How Linux actually handles fork and exec
clone
In the kernel, fork is actually implemented by a clone system call. This clone interfaces effectively provides a level of abstraction in how the Linux kernel can create processes.
clone allows you to explicitly specify which parts of the new process are copied into the new process, and which parts are shared between the two processes. This may seem a bit strange at first, but allows us to easily implement threads with one very simple interface.
Threads
While fork copies all of the attributes we mentioned above, imagine if everything was copied for the new process except for the memory. This means the parent and child share the same memory, which includes program code and data.
This hybrid child is called a thread. Threads have a number of advantages over where you might use fork
Separate processes can not see each others memory. They can only communicate with each other via other system calls.
Threads however, share the same memory. So you have the advantage of multiple processes, with the expense of having to use system calls to communicate between them.
The problem that this raises is that threads can very easily step on each others toes. One thread might increment a variable, and another may decrease it without informing the first thread. These type of problems are called concurrency problems and they are many and varied.
To help with this, there are userspace libraries that help programmers work with threads properly. The most common one is called POSIX threads or, as it more commonly referred to pthreads
Switching processes is quite expensive, and one of the major expenses is keeping track of what memory each process is using. By sharing the memory this overhead is avoided and performance can be significantly increased.
There are many different ways to implement threads. On the one hand, a userspace implementation could implement threads within a process without the kernel having any idea about it. The threads all look like they are running in a single process to the kernel.
This is suboptimal mainly because the kernel is being withheld information about what is running in the system. It is the kernels job to make sure that the system resources are utilised in the best way possible, and if what the kernel thinks is a single process is actually running multiple threads it may make suboptimal decisions.
Thus the other method is that the kernel has full knowledge of the thread. Under Linux, this is established by making all processes able to share resources via the clone system call. Each thread still has associated kernel resources, so the kernel can take it into account when doing resource allocations.
Other operating systems have a hybrid method, where some threads can be specified to run in userspace only ("hidden" from the kernel) and others might be a light weight process, a similar indication to the kernel that the processes is part of a thread group.
Copy on write
As we mentioned, copying the entire memory of one process to another when fork is called is an expensive operation.
One optimisation is called copy on write. This means that similar to threads above, the memory is actually shared, rather than copied, between the two processes when fork is called. If the processes are only going to be reading the memory, then actually copying the data is unnecessary.

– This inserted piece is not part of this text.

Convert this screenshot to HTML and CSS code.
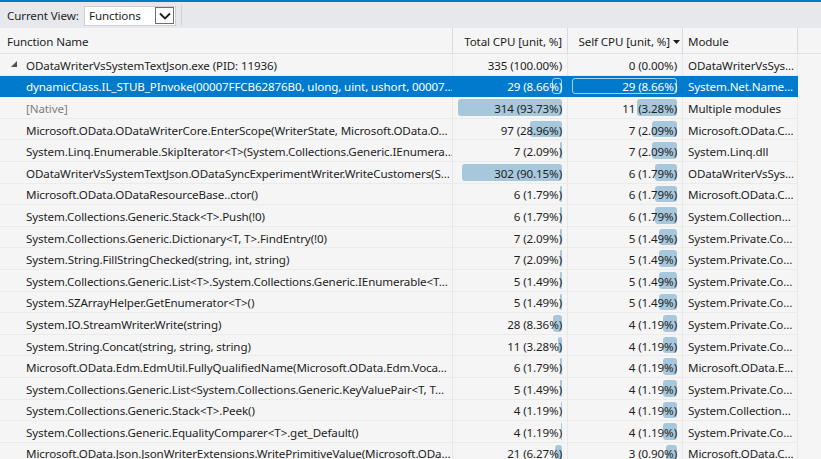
FILE: index.html
```html
<!DOCTYPE html>
<html>
<head>
<meta charset="utf-8">
<link rel="stylesheet" href="styles.css">
</head>
<body>
<div class="app">
  <div class="toolbar">
    <span class="label">Current View:</span>
    <div class="combo">
      <span>Functions</span>
      <span class="combo-btn"><svg width="12" height="8" viewBox="0 0 12 8"><polyline points="1,1.5 6,6.5 11,1.5" fill="none" stroke="#1e1e1e" stroke-width="1.8"/></svg></span>
    </div>
    <span class="tsep"></span>
  </div>
  <div class="grid">
    <div class="row head">
      <div class="cell name">Function Name</div>
      <div class="cell num">Total CPU [unit, %]</div>
      <div class="cell num sorted">Self CPU [unit, %]<svg class="sort" width="7" height="4" viewBox="0 0 7 4"><polygon points="0,0 7,0 3.5,4" fill="#1e1e1e"/></svg></div>
      <div class="cell mod">Module</div>
    </div>

    <div class="row">
      <div class="cell name"><svg class="twisty" width="6" height="6" viewBox="0 0 6 6"><polygon points="6,0 6,6 0,6" fill="#505050"/></svg>ODataWriterVsSystemTextJson.exe (PID: 11936)</div>
      <div class="cell num"><span class="v">335 (100.00%)</span></div>
      <div class="cell num"><span class="v">0 (0.00%)</span></div>
      <div class="cell mod">ODataWriterVsSys...</div>
    </div>

    <div class="row sel">
      <div class="cell name">dynamicClass.IL_STUB_PInvoke(00007FFCB62876B0, ulong, uint, ushort, 00007...</div>
      <div class="cell num"><i class="bar" style="width:9.6px"></i><span class="v">29 (8.66%)</span></div>
      <div class="cell num"><i class="bar" style="width:105px"></i><span class="v">29 (8.66%)</span></div>
      <div class="cell mod">System.Net.Name...</div>
    </div>

    <div class="row">
      <div class="cell name native">[Native]</div>
      <div class="cell num"><i class="bar" style="width:104px"></i><span class="v">314 (93.73%)</span></div>
      <div class="cell num"><i class="bar" style="width:39.8px"></i><span class="v">11 (3.28%)</span></div>
      <div class="cell mod">Multiple modules</div>
    </div>

    <div class="row">
      <div class="cell name">Microsoft.OData.ODataWriterCore.EnterScope(WriterState, Microsoft.OData.O...</div>
      <div class="cell num"><i class="bar" style="width:32.1px"></i><span class="v">97 (28.96%)</span></div>
      <div class="cell num"><i class="bar" style="width:25.3px"></i><span class="v">7 (2.09%)</span></div>
      <div class="cell mod">Microsoft.OData.C...</div>
    </div>

    <div class="row">
      <div class="cell name">System.Linq.Enumerable.SkipIterator&lt;T&gt;(System.Collections.Generic.IEnumera...</div>
      <div class="cell num"><i class="bar" style="width:2.3px"></i><span class="v">7 (2.09%)</span></div>
      <div class="cell num"><i class="bar" style="width:25.3px"></i><span class="v">7 (2.09%)</span></div>
      <div class="cell mod">System.Linq.dll</div>
    </div>

    <div class="row">
      <div class="cell name">ODataWriterVsSystemTextJson.ODataSyncExperimentWriter.WriteCustomers(S...</div>
      <div class="cell num"><i class="bar" style="width:100px"></i><span class="v">302 (90.15%)</span></div>
      <div class="cell num"><i class="bar" style="width:21.7px"></i><span class="v">6 (1.79%)</span></div>
      <div class="cell mod">ODataWriterVsSys...</div>
    </div>

    <div class="row">
      <div class="cell name">Microsoft.OData.ODataResourceBase..ctor()</div>
      <div class="cell num"><i class="bar" style="width:2px"></i><span class="v">6 (1.79%)</span></div>
      <div class="cell num"><i class="bar" style="width:21.7px"></i><span class="v">6 (1.79%)</span></div>
      <div class="cell mod">Microsoft.OData.C...</div>
    </div>

    <div class="row">
      <div class="cell name">System.Collections.Generic.Stack&lt;T&gt;.Push(!0)</div>
      <div class="cell num"><i class="bar" style="width:2px"></i><span class="v">6 (1.79%)</span></div>
      <div class="cell num"><i class="bar" style="width:21.7px"></i><span class="v">6 (1.79%)</span></div>
      <div class="cell mod">System.Collection...</div>
    </div>

    <div class="row">
      <div class="cell name">System.Collections.Generic.Dictionary&lt;T, T&gt;.FindEntry(!0)</div>
      <div class="cell num"><i class="bar" style="width:2.3px"></i><span class="v">7 (2.09%)</span></div>
      <div class="cell num"><i class="bar" style="width:18.1px"></i><span class="v">5 (1.49%)</span></div>
      <div class="cell mod">System.Private.Co...</div>
    </div>

    <div class="row">
      <div class="cell name">System.String.FillStringChecked(string, int, string)</div>
      <div class="cell num"><i class="bar" style="width:2.3px"></i><span class="v">7 (2.09%)</span></div>
      <div class="cell num"><i class="bar" style="width:18.1px"></i><span class="v">5 (1.49%)</span></div>
      <div class="cell mod">System.Private.Co...</div>
    </div>

    <div class="row">
      <div class="cell name">System.Collections.Generic.List&lt;T&gt;.System.Collections.Generic.IEnumerable&lt;T...</div>
      <div class="cell num"><i class="bar" style="width:1.7px"></i><span class="v">5 (1.49%)</span></div>
      <div class="cell num"><i class="bar" style="width:18.1px"></i><span class="v">5 (1.49%)</span></div>
      <div class="cell mod">System.Private.Co...</div>
    </div>

    <div class="row">
      <div class="cell name">System.SZArrayHelper.GetEnumerator&lt;T&gt;()</div>
      <div class="cell num"><i class="bar" style="width:1.7px"></i><span class="v">5 (1.49%)</span></div>
      <div class="cell num"><i class="bar" style="width:18.1px"></i><span class="v">5 (1.49%)</span></div>
      <div class="cell mod">System.Private.Co...</div>
    </div>

    <div class="row">
      <div class="cell name">System.IO.StreamWriter.Write(string)</div>
      <div class="cell num"><i class="bar" style="width:9.3px"></i><span class="v">28 (8.36%)</span></div>
      <div class="cell num"><i class="bar" style="width:14.5px"></i><span class="v">4 (1.19%)</span></div>
      <div class="cell mod">System.Private.Co...</div>
    </div>

    <div class="row">
      <div class="cell name">System.String.Concat(string, string, string)</div>
      <div class="cell num"><i class="bar" style="width:3.6px"></i><span class="v">11 (3.28%)</span></div>
      <div class="cell num"><i class="bar" style="width:14.5px"></i><span class="v">4 (1.19%)</span></div>
      <div class="cell mod">System.Private.Co...</div>
    </div>

    <div class="row">
      <div class="cell name">Microsoft.OData.Edm.EdmUtil.FullyQualifiedName(Microsoft.OData.Edm.Voca...</div>
      <div class="cell num"><i class="bar" style="width:2px"></i><span class="v">6 (1.79%)</span></div>
      <div class="cell num"><i class="bar" style="width:14.5px"></i><span class="v">4 (1.19%)</span></div>
      <div class="cell mod">Microsoft.OData.E...</div>
    </div>

    <div class="row">
      <div class="cell name">System.Collections.Generic.List&lt;System.Collections.Generic.KeyValuePair&lt;T, T...</div>
      <div class="cell num"><i class="bar" style="width:1.7px"></i><span class="v">5 (1.49%)</span></div>
      <div class="cell num"><i class="bar" style="width:14.5px"></i><span class="v">4 (1.19%)</span></div>
      <div class="cell mod">System.Private.Co...</div>
    </div>

    <div class="row">
      <div class="cell name">System.Collections.Generic.Stack&lt;T&gt;.Peek()</div>
      <div class="cell num"><i class="bar" style="width:1.4px"></i><span class="v">4 (1.19%)</span></div>
      <div class="cell num"><i class="bar" style="width:14.5px"></i><span class="v">4 (1.19%)</span></div>
      <div class="cell mod">System.Collection...</div>
    </div>

    <div class="row">
      <div class="cell name">System.Collections.Generic.EqualityComparer&lt;T&gt;.get_Default()</div>
      <div class="cell num"><i class="bar" style="width:1.4px"></i><span class="v">4 (1.19%)</span></div>
      <div class="cell num"><i class="bar" style="width:14.5px"></i><span class="v">4 (1.19%)</span></div>
      <div class="cell mod">System.Private.Co...</div>
    </div>

    <div class="row">
      <div class="cell name">Microsoft.OData.Json.JsonWriterExtensions.WritePrimitiveValue(Microsoft.ODa...</div>
      <div class="cell num"><i class="bar" style="width:7px"></i><span class="v">21 (6.27%)</span></div>
      <div class="cell num"><i class="bar" style="width:10.9px"></i><span class="v">3 (0.90%)</span></div>
      <div class="cell mod">Microsoft.OData.C...</div>
    </div>
  </div>
</div>
</body>
</html>
```

FILE: styles.css
```css
html, body {
  margin: 0;
  padding: 0;
  background: #f5f5f5;
  overflow: hidden;
}

body {
  font-family: "Segoe UI", "Noto Sans", "Open Sans", sans-serif;
  font-size: 11.6px;
  letter-spacing: -0.12px;
  color: #1e1e1e;
}

.app {
  border-top: 2px solid #007acc;
  height: 457px;
  overflow: hidden;
}

.toolbar {
  height: 26px;
  background: #e7e8ec;
  display: flex;
  align-items: center;
  padding-left: 7px;
}

.label {
  width: 77px;
  padding-top: 1px;
}

.combo {
  box-sizing: border-box;
  width: 92px;
  height: 20px;
  margin-top: 1px;
  background: #fff;
  border: 1px solid #cccedb;
  display: flex;
  align-items: center;
  justify-content: space-between;
  padding-left: 4px;
  padding-right: 1px;
}

.combo-btn {
  box-sizing: border-box;
  width: 19px;
  height: 17px;
  border: 1px solid #707070;
  background: #fcfcfc;
  display: flex;
  align-items: center;
  justify-content: center;
}

.tsep {
  width: 1px;
  height: 20px;
  margin-left: 5px;
  background: #cccedb;
}

.grid {
  display: flex;
  flex-direction: column;
}

.row {
  display: grid;
  grid-template-columns: 453px 115px 115px 115px;
  height: 21.6px;
  box-sizing: border-box;
}

.row.head {
  height: 26px;
  width: 821px;
  border-bottom: 1px solid #e0e0e6;
}

.cell {
  box-sizing: border-box;
  border-right: 1px solid #e8e8e8;
  border-bottom: 1px solid #ebebeb;
  white-space: nowrap;
  overflow: hidden;
  display: flex;
  align-items: center;
  padding-top: 2px;
  position: relative;
}

.head .cell {
  border-right: 1px solid #d8d9e2;
  border-bottom: none;
}

.name {
  padding-left: 26px;
}

.head .name {
  padding-left: 7px;
}

.twisty {
  position: absolute;
  left: 11px;
  top: 7px;
}

.native {
  color: #808080;
}

.num {
  justify-content: flex-end;
  padding-right: 5px;
}

.sorted {
  padding-right: 2px;
}

.sort {
  margin-left: 3px;
  margin-top: 1px;
}

.mod {
  padding-left: 5px;
}

.v {
  position: relative;
  z-index: 1;
}

.bar {
  position: absolute;
  right: 5px;
  top: 2px;
  bottom: 2px;
  background: #a7c8dc;
  border-radius: 3px;
}

.sel .cell {
  background: #007acc;
  color: #fff;
  border-color: #007acc;
}

.sel .bar {
  background: transparent;
  border: 1px solid #a9cdee;
  box-sizing: border-box;
}
```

However, when a process writes to it's memory, it needs to be a private copy that is not shared. As the name suggests, copy on write optimises this by only doing the actual copy of the memory at the point when it is written to.
Copy on write also has a big advantage for exec. Since exec will simply be overwriting all the memory with the new program, actually copying the memory would waste a lot of time. Copy on write saves us actually doing the copy.
The init process
We discussed the overall goal of the init process previously, and we are now in a position to understand how it works.
On boot the kernel starts the init process, which then forks and execs the systems boot scripts. These fork and exec more programs, eventually ending up forking a login process.
The other job of the init process is "reaping". When a process calls exit with a return code, the parent usually wants to check this code to see if the child exited correctly or not.
However, this exit code is part of the process which has just called exit. So the process is "dead" (e.g. not running) but still needs to stay around until the return code is collected. A process in this state is called a zombie (the traits of which you can contrast with a mystical zombie!)
A process stays as a zombie until the parent collects the return code with the wait call. However, if the parent exits before collecting this return code, the zombie process is still around, waiting aimlessly to give it's status to someone.
In this case, the zombie child will be reparented to the init process which has a special handler that reaps the return value. Thus the process is finally free and can the descriptor can be removed from the kernels process table.
Zombie example
1
$ cat zombie.c
#include <stdio.h>
#include <stdlib.h>
5
int main(void)
{
pid_t pid;
10 printf("parent : %d\n", getpid());
pid = fork();
if (pid == 0) {
15 printf("child : %d\n", getpid());
sleep(2);
printf("child exit\n");
exit(1);
}
20
/* in parent */
while (1)
{
sleep(1);
25 }
}
ianw@lime:~$ ps ax | grep [z]ombie
16168 pts/9 S 0:00 ./zombie
30 16169 pts/9 Z 0:00 [zombie] <defunct>
Above we create a zombie process. The parent process will sleep forever, whilst the child will exit after a few seconds.
Below the code you can see the results of running the program. The parent process (16168) is in state S for sleep (as we expect) and the child is in state Z for zombie. The ps output also tells us that the process is defunct in the process description.